Short exercise:
Repeat the material exactly from its first line to the line that includes "label: string; className?: string;". Skip pictures.

Data provided:
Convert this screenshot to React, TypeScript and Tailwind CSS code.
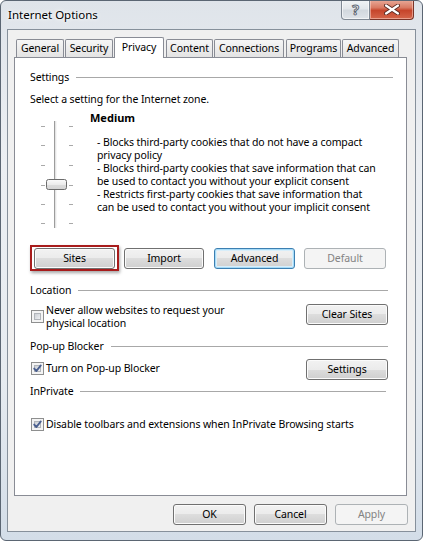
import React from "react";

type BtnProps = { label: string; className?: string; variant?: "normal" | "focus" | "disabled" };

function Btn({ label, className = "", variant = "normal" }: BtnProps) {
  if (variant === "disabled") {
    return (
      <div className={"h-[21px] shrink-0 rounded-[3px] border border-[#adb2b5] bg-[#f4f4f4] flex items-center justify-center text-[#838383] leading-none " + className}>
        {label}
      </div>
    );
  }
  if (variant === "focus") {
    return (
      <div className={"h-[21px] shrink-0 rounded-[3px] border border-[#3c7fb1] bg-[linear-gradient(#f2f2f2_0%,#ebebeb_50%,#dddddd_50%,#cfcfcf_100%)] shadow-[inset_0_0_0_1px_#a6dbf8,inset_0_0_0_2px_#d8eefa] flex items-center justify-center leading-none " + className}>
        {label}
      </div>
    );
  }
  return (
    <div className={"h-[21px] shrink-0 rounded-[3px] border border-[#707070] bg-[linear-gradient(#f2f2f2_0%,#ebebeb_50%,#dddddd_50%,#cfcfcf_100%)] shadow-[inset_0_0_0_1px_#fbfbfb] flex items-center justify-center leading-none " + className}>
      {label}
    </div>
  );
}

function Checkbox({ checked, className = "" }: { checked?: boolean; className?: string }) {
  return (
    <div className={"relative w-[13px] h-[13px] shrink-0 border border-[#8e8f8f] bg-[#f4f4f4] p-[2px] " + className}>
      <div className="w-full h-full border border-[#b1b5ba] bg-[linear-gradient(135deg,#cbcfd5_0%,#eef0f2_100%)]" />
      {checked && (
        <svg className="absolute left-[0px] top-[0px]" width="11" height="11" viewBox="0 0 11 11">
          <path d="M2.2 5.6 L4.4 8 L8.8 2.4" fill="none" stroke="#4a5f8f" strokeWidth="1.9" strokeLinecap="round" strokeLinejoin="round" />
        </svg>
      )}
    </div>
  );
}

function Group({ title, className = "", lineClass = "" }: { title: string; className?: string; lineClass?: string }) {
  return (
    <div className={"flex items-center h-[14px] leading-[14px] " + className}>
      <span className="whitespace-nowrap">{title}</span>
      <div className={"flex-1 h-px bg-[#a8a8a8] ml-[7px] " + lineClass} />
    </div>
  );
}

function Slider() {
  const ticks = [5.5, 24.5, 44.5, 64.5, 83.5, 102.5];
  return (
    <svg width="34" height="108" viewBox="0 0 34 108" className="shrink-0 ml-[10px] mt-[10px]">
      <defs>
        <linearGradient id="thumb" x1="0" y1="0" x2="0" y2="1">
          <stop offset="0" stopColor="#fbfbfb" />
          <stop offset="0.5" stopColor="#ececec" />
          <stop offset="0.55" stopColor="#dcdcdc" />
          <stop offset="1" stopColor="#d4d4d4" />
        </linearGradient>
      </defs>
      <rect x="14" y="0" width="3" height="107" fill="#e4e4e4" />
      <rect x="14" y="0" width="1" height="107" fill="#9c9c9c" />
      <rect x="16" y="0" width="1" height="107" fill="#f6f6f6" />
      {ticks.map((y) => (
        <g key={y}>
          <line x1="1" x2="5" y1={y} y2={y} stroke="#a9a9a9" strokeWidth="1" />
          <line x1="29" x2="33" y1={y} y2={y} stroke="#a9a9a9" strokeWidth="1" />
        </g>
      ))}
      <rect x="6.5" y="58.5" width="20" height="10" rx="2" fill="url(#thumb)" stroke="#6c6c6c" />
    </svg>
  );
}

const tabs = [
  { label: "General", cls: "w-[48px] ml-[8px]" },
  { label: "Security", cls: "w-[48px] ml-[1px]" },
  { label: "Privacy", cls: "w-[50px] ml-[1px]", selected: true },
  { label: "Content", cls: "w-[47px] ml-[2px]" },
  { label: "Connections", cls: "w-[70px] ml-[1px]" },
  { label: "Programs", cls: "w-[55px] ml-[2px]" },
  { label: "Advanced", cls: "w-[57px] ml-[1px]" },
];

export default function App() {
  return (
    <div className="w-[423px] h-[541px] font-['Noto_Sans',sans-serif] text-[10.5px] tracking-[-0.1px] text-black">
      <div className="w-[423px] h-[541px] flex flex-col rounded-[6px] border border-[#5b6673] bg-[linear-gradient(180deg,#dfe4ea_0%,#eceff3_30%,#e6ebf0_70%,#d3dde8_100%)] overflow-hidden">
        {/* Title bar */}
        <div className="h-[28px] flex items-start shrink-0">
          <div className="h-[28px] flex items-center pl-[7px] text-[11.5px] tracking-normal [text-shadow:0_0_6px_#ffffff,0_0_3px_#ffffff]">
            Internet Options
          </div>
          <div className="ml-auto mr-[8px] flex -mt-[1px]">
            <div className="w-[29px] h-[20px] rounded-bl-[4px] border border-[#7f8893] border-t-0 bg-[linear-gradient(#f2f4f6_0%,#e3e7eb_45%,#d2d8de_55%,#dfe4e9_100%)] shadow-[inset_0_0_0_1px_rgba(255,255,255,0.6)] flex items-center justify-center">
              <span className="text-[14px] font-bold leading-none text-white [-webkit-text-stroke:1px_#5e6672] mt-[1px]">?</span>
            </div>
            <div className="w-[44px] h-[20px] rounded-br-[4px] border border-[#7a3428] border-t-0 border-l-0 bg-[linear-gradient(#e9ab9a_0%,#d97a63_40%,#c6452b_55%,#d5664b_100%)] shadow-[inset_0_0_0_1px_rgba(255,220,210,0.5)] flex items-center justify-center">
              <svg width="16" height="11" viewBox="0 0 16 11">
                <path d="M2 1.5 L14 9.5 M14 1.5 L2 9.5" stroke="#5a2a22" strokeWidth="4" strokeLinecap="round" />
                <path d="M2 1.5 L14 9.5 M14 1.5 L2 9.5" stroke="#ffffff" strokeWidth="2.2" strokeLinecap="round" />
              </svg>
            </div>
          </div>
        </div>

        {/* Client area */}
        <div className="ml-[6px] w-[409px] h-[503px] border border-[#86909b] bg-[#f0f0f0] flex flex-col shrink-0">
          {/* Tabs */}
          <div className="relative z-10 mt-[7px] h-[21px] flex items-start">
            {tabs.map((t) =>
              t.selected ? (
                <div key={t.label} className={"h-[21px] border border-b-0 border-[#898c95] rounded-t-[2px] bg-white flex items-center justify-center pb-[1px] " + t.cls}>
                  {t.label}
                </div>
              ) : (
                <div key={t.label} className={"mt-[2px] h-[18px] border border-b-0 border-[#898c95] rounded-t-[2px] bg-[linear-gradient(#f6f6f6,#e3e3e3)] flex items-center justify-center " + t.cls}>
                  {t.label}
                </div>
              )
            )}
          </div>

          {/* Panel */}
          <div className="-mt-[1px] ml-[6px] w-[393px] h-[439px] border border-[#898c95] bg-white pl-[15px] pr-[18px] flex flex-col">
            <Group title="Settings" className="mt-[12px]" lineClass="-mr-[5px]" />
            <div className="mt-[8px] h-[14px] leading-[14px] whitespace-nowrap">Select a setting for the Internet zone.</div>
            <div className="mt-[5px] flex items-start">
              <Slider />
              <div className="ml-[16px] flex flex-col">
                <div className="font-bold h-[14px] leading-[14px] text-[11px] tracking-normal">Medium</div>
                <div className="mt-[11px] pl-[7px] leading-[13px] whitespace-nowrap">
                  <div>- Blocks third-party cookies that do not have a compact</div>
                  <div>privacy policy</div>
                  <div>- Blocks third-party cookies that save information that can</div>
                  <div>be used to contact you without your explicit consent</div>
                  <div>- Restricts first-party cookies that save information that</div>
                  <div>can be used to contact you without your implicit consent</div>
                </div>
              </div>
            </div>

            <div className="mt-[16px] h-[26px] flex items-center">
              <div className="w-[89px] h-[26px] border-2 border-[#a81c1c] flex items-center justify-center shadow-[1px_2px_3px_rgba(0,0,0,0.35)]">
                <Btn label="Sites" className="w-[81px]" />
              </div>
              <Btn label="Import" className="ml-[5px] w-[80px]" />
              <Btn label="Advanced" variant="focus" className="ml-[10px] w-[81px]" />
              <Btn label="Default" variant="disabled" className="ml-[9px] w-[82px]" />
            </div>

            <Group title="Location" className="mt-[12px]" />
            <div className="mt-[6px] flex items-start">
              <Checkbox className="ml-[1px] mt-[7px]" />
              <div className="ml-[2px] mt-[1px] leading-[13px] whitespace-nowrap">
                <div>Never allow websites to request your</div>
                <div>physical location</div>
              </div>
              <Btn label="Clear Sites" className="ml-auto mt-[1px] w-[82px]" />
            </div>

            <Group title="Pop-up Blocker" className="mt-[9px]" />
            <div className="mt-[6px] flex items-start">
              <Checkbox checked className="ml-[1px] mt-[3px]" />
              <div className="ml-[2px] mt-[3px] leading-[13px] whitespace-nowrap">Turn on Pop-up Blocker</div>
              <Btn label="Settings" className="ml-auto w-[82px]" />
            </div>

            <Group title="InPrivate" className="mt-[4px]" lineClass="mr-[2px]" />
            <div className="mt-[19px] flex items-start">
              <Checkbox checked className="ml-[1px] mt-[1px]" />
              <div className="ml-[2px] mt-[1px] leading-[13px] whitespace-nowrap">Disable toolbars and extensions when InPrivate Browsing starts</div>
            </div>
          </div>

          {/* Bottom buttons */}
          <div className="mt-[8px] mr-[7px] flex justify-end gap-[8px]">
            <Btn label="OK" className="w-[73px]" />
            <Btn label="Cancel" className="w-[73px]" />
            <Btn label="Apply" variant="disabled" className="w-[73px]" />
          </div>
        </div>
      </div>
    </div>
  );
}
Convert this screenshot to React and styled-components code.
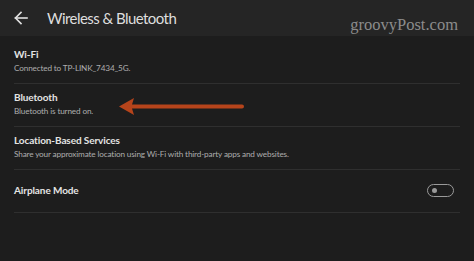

Solution:
Convert this screenshot to React, TypeScript and Tailwind CSS code.
import React from "react";

type BtnProps = { label: string; className?: string; variant?: "normal" | "focus" | "disabled" };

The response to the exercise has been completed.